Requirements:
In the listing below, locate the lines bearing the word "components". Copy every one of them.

Dataset extract:

________________________

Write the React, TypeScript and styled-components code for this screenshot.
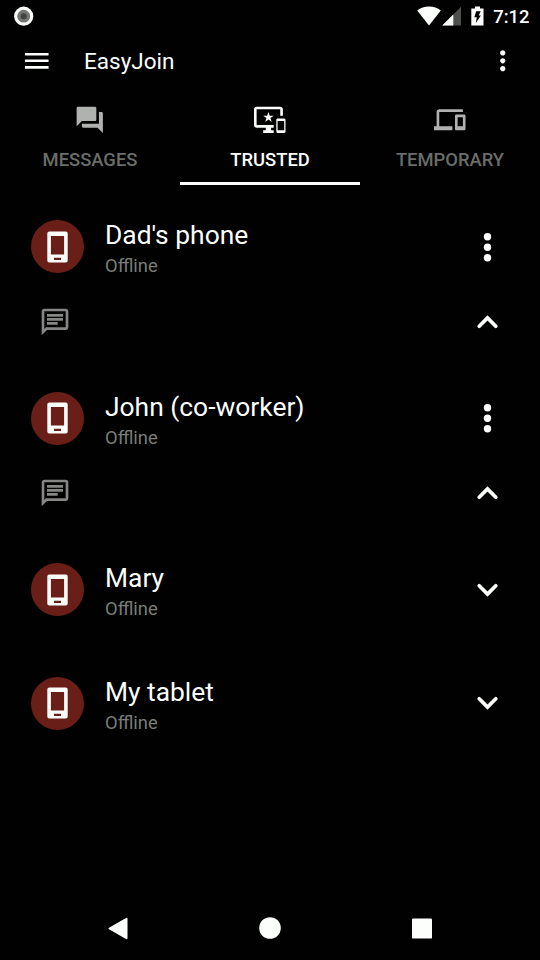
import React from "react";
import styled, { createGlobalStyle } from "styled-components";

const GlobalStyle = createGlobalStyle`
  * { box-sizing: border-box; }
  body { margin: 0; background: #000100; }
`;

const Screen = styled.div`
  display: flex;
  flex-direction: column;
  width: 540px;
  height: 960px;
  overflow: hidden;
  background: #000100;
  color: #fcfefb;
  font-family: Roboto, "Liberation Sans", sans-serif;
`;

const StatusBar = styled.header`
  display: flex;
  align-items: center;
  justify-content: space-between;
  height: 31px;
  padding: 0 10.5px 0 14px;
`;

const StatusIcons = styled.div`
  display: flex;
  align-items: center;
`;

const Clock = styled.time`
  margin-left: 9px;
  padding-top: 2px;
  font-size: 18.4px;
  line-height: 22px;
  font-weight: 500;
`;

const Glyph = styled.svg<{ $gap?: number }>`
  display: block;
  flex: none;
  margin-left: ${(p) => p.$gap ?? 0}px;
`;

const Toolbar = styled.div`
  display: flex;
  align-items: center;
  height: 60px;
  padding: 0 21.3px 0 21px;
`;

const Title = styled.h1`
  flex: 1;
  margin: 0 0 0 31.5px;
  font-size: 22.5px;
  line-height: 30px;
  font-weight: 400;
`;

const IconButton = styled.button`
  display: flex;
  flex: none;
  padding: 0;
  border: 0;
  background: none;
  color: inherit;
`;

const Tabs = styled.nav`
  display: grid;
  grid-template-columns: repeat(3, 1fr);
  height: 94px;
`;

const Tab = styled.div<{ $active?: boolean }>`
  display: flex;
  flex-direction: column;
  align-items: center;
  padding-top: 12.75px;
  border-bottom: 3px solid ${(p) => (p.$active ? "#fcfefb" : "transparent")};
  color: ${(p) => (p.$active ? "#fcfefb" : "#b0b2af")};
`;

const TabLabel = styled.span<{ $active?: boolean }>`
  margin-top: 13px;
  font-size: 18.4px;
  line-height: 24px;
  font-weight: 500;
  color: ${(p) => (p.$active ? "#fcfefb" : "#6b6d6a")};
`;

const DeviceList = styled.main`
  display: flex;
  flex: 1;
  flex-direction: column;
  gap: 12px;
  padding: 10.8px 10.5px 0;
`;

const Card = styled.section<{ $expanded?: boolean }>`
  height: ${(p) => (p.$expanded ? 159.5 : 101.7)}px;
  border-radius: 3px;
`;

const DeviceRow = styled.div`
  display: flex;
  align-items: center;
  height: 102px;
  padding: 0 21.5px 0 20.8px;
`;

const Avatar = styled.div`
  display: flex;
  align-items: center;
  justify-content: center;
  flex: none;
  width: 53px;
  height: 53px;
  border-radius: 50%;
  background: #691e18;
`;

const DeviceText = styled.div`
  display: flex;
  flex: 1;
  flex-direction: column;
  margin-left: 20.7px;
  padding-top: 4px;
`;

const DeviceName = styled.span`
  font-size: 26.4px;
  line-height: 32px;
`;

const DeviceStatus = styled.span`
  margin-top: 3px;
  font-size: 18.4px;
  line-height: 24px;
  color: #7a7c79;
`;

const ActionRow = styled.div`
  display: flex;
  align-items: center;
  justify-content: space-between;
  height: 48px;
  padding: 0 21.5px 0 28.5px;
`;

const Muted = styled.span`
  display: flex;
  color: #858784;
`;

const NavBar = styled.footer`
  display: flex;
  align-items: center;
  justify-content: space-between;
  height: 63px;
  padding: 0 108px 1px 107px;
`;

const icons = {
  menu: "M3 18h18v-2H3v2zm0-5h18v-2H3v2zm0-7v2h18V6H3z",
  more: "M12 8c1.1 0 2-.9 2-2s-.9-2-2-2-2 .9-2 2 .9 2 2 2zm0 2c-1.1 0-2 .9-2 2s.9 2 2 2 2-.9 2-2-.9-2-2-2zm0 6c-1.1 0-2 .9-2 2s.9 2 2 2 2-.9 2-2-.9-2-2-2z",
  forum:
    "M21 6h-2v9H6v2c0 .55.45 1 1 1h11l4 4V7c0-.55-.45-1-1-1zm-4 6V3c0-.55-.45-1-1-1H3c-.55 0-1 .45-1 1v14l4-4h10c.55 0 1-.45 1-1z",
  trusted:
    "M23 11.01L18 11c-.55 0-1 .45-1 1v9c0 .55.45 1 1 1h5c.55 0 1-.45 1-1v-9c0-.55-.45-.99-1-.99zM23 20h-5v-7h5v7zM20 2H2C.89 2 0 2.89 0 4v12c0 1.1.89 2 2 2h7v2H7v2h8v-2h-2v-2h2v-2H2V4h18v5h2V4c0-1.11-.9-2-2-2zm-8.03 7L11 6l-.97 3H7l2.47 1.76-.94 2.91 2.47-1.8 2.47 1.8-.94-2.91L15 9h-3.03z",
  devices:
    "M4 6h18V4H4c-1.1 0-2 .9-2 2v11H0v3h14v-3H4V6zm19 2h-6c-.55 0-1 .45-1 1v10c0 .55.45 1 1 1h6c.55 0 1-.45 1-1V9c0-.55-.45-1-1-1zm-1 9h-4v-7h4v7z",
  chat: "M4 4h16v12H5.17L4 17.17V4m0-2c-1.1 0-1.99.9-1.99 2L2 22l4-4h14c1.1 0 2-.9 2-2V4c0-1.1-.9-2-2-2H4zm2 10h8v2H6v-2zm0-3h12v2H6V9zm0-3h12v2H6V6z",
};

function Icon({ name, size = 31.5 }: { name: keyof typeof icons; size?: number }) {
  return (
    <Glyph width={size} height={size} viewBox="0 0 24 24" fill="currentColor">
      <path d={icons[name]} />
    </Glyph>
  );
}

function Chevron({ up }: { up?: boolean }) {
  return (
    <Glyph width="42" height="42" viewBox="-0.5 0 42 42" fill="none" stroke="currentColor" strokeWidth="3.7" strokeLinecap="round">
      <path d={up ? "M12.7 25.2L21 16.9L29.3 25.2" : "M12.7 16.8L21 25.1L29.3 16.8"} />
    </Glyph>
  );
}

function MoreVertical({ width, step, r }: { width: number; step: number; r: number }) {
  const h = step * 2 + r * 2 + 2;
  return (
    <Glyph width={width} height={h} viewBox={`${-width / 2} ${-h / 2} ${width} ${h}`} fill="currentColor">
      {[-step, 0, step].map((y) => (
        <circle key={y} cx="0.5" cy={y} r={r} />
      ))}
    </Glyph>
  );
}

function PhoneIcon() {
  return (
    <Glyph width="21" height="32" viewBox="0 0 21 32">
      <path
        fill="#fcfefb"
        fillRule="evenodd"
        d="M2.3.5h16.4a2 2 0 0 1 2 2v27a2 2 0 0 1-2 2H2.3a2 2 0 0 1-2-2v-27a2 2 0 0 1 2-2zM3.9 5v18.5h13.2V5zM7 26.7v2.2h7v-2.2z"
      />
    </Glyph>
  );
}

interface Device {
  name: string;
  expanded?: boolean;
}

const devices: Device[] = [
  { name: "Dad's phone", expanded: true },
  { name: "John (co-worker)", expanded: true },
  { name: "Mary" },
  { name: "My tablet" },
];

function DeviceCard({ name, expanded }: Device) {
  return (
    <Card $expanded={expanded}>
      <DeviceRow>
        <Avatar>
          <PhoneIcon />
        </Avatar>
        <DeviceText>
          <DeviceName>{name}</DeviceName>
          <DeviceStatus>Offline</DeviceStatus>
        </DeviceText>
        <IconButton>{expanded ? <MoreVertical width={42} step={10.5} r={3.7} /> : <Chevron />}</IconButton>
      </DeviceRow>
      {expanded && (
        <ActionRow>
          <Muted>
            <Icon name="chat" size={32} />
          </Muted>
          <IconButton>
            <Chevron up />
          </IconButton>
        </ActionRow>
      )}
    </Card>
  );
}

export default function App() {
  return (
    <>
      <GlobalStyle />
      <Screen>
        <StatusBar>
          <Glyph width="20" height="20" viewBox="0 0 20 20">
            <circle cx="9.7" cy="10.2" r="9.6" fill="#fcfefb" />
            <circle cx="9.7" cy="10.2" r="6.4" fill="#747673" />
            <circle cx="9.7" cy="10.2" r="3" fill="#41433f" />
          </Glyph>
          <StatusIcons>
            <Glyph width="24" height="20" viewBox="0 0 24 20">
              <path d="M.2 4.6C3.4 2 7.5.5 12 .5s8.6 1.5 11.8 4.1L12 19.5z" fill="#fcfefb" />
            </Glyph>
            <Glyph $gap={1.5} width="20" height="20" viewBox="0 0 20 20">
              <path d="M.2 19.5L19 .7v18.8z" fill="#4d4f4c" />
              <path d="M.2 19.5L11.3 8.4v11.1z" fill="#fcfefb" />
            </Glyph>
            <Glyph $gap={9} width="13" height="20" viewBox="0 0 13 20">
              <path d="M4 .5h5v2h3.5v17H.3v-17H4z" fill="#fcfefb" />
              <path d="M5.2 5.3h4.5L7.7 9.5h2.2L4.8 17l1-5.7H3.3z" fill="#000100" />
            </Glyph>
            <Clock>7:12</Clock>
          </StatusIcons>
        </StatusBar>
        <Toolbar>
          <IconButton>
            <Icon name="menu" />
          </IconButton>
          <Title>EasyJoin</Title>
          <IconButton>
            <Icon name="more" />
          </IconButton>
        </Toolbar>
        <Tabs>
          <Tab>
            <Icon name="forum" />
            <TabLabel>MESSAGES</TabLabel>
          </Tab>
          <Tab $active>
            <Icon name="trusted" />
            <TabLabel $active>TRUSTED</TabLabel>
          </Tab>
          <Tab>
            <Icon name="devices" />
            <TabLabel>TEMPORARY</TabLabel>
          </Tab>
        </Tabs>
        <DeviceList>
          {devices.map((device) => (
            <DeviceCard key={device.name} {...device} />
          ))}
        </DeviceList>
        <NavBar>
          <Glyph width="21" height="23" viewBox="0 0 21 23">
            <path d="M2.5 11.5L19.5 1.8v19.4z" fill="#fcfefb" stroke="#fcfefb" strokeWidth="2" strokeLinejoin="round" />
          </Glyph>
          <Glyph width="22" height="22" viewBox="0 0 22 22">
            <circle cx="11" cy="11" r="10.8" fill="#fcfefb" />
          </Glyph>
          <Glyph width="20" height="21" viewBox="0 0 20 21">
            <rect y=".4" width="20" height="20.2" rx="1.2" fill="#fcfefb" />
          </Glyph>
        </NavBar>
      </Screen>
    </>
  );
}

________________________

Response:
Write the React, TypeScript and styled-components code for this screenshot.
import styled, { createGlobalStyle } from "styled-components";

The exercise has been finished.